Malf on 16/1/2018 at 13:58
Ok, (
https://www.pcgamesn.com/playerunknowns-battlegrounds/pubg-tencent-arrests-cheats) this is a little startling.
I'm not sure if this has happened before and is just making news because of Plunkbat's popularity, but arresting people for making cheats for a videogame seems more than a little heavy handed. Don't get me wrong, cheaters in online games piss me
right off. But I've never thought that cheating at games should be
punishable by law.
Hell, I even have problems with some developers outright banning people from games they've paid for, especially when said game is equal parts single and multi-player.
I mean, yes, we're talking about China here, who've had a somewhat strained relationship with human rights for a whiles now, but I can't help extrapolating and wondering what happens if other countries start treating cheating the same way.
And does it stop at multiplayer?
Or do people start going to jail because they've cheated in single-player titles and therefore have attained achievements nefariously?
Do the makers of Cheat Engine face a witch hunt?
This makes me particularly nervous considering my recent confessions in the (
http://www.ttlg.com/forums/showthread.php?t=148586) "Confess!" thread.
Seriously, what the actual fuck?
PigLick on 16/1/2018 at 14:09
Have you played PUBG? Cos if you have this would seem a reasonable measure.
in other words its absolutely about the game itself and not cheating in general.
WingedKagouti on 16/1/2018 at 14:55
They're not the first to go after cheaters in (semi-persistent) online multiplayer games like that. Epic recently had a couple of court sessions with some cheaters in Fortnite, as far as I can recall the cheaters more or less ended up with a mark on their criminal record and the potential to pay damages if they ever do something like that for any Epic game in the future. No prison or damages paid this time. Blizzard has also gone after cheat creators for their various online-only titles several times in the past, I believe with somewhat similar results.

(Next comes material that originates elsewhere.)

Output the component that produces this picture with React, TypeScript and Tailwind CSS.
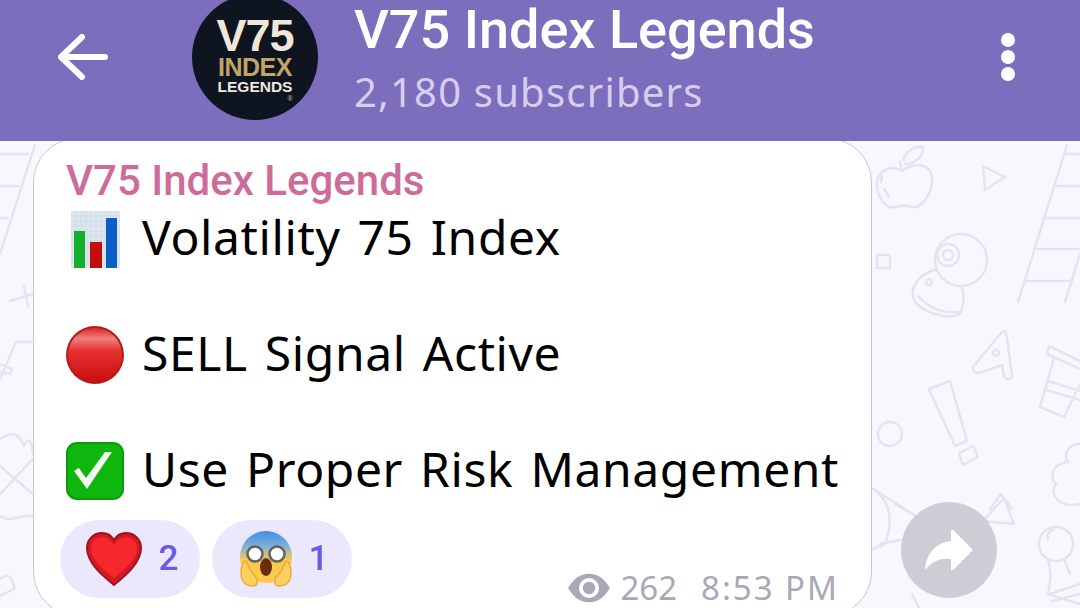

Actual arrests are more unusual to my knowledge, but it's probably not the first time. The scale is most noteworthy thing, but the game is quite big in China and they seem to have a slightly different approach to online gaming culture.
Malf on 16/1/2018 at 16:15
Yeah, I saw Blizzard try to sue cheat makers last year, and I've seen various attempts over time. They only usually get any traction when the injured party can prove the cheat maker has actually used and abused the code of the affected game. But hex editors and memory access utilities (such as Cheat Engine) don't do that.
As for have I played Plunkbat? Nope, but I'm not sure what makes cheating in Plunkbat any more egregious than cheating in any other online-only multiplayer game.
I mean, the douchebags who started griefing us in GTA V this weekend? Dickwads, for sure. But they definitely don't deserve prison terms.
And Plunkbat isn't some special exception.
I'm also very aware that I'm making a lot of false comparisons between the makers of cheats and cheaters themselves here. But at the same time, is making a program that allows you to cheat in an online game really something that should be punishable by law?
Jeshibu on 16/1/2018 at 16:41
Disagree. Off with their heads!
kidding, but I still wouldn't be opposed to punishing provable behavior that is universally seen as a dick move purely done for the sake of being a dick
henke on 16/1/2018 at 17:06
Kinda surprised it's taken this long before a Plunkbat thread popped up here, given how massively popular it seems to be in the wider gaming scene. I take it only PigLick has played it here? Must say I am a bit tempted to pick it up myself, especially since they added a replay editor.
Kudos to Malf for referring to the game by it's proper title btw. ;)
Pyrian on 16/1/2018 at 17:16
It's not really the cheating or the cheat-making. It's the selling of cheat software that gets them into real trouble.
PigLick on 17/1/2018 at 01:25
Yeh on the chinese servers there is even splash screens advertising said cheats.
PigLick on 17/1/2018 at 06:37
Quote Posted by Malf
is making a program that allows you to cheat in an online game really something that should be punishable by law?
absolutely, why shouldnt it be?
for example I read that around 1 out of 10 PLUNKBAT players will be using cheats of some kind. If you have 1 million concurrent players, thats 100,000 ppl that are using cheats. In a game that involves skill, strategy and permadeath, I find it incredibly frustrating and even offensive that I have paid money for a gaming experience that is totally marred by cheaters.
Also take into account that a lot of those cheats are being paid for, someone is making money off the huge install base.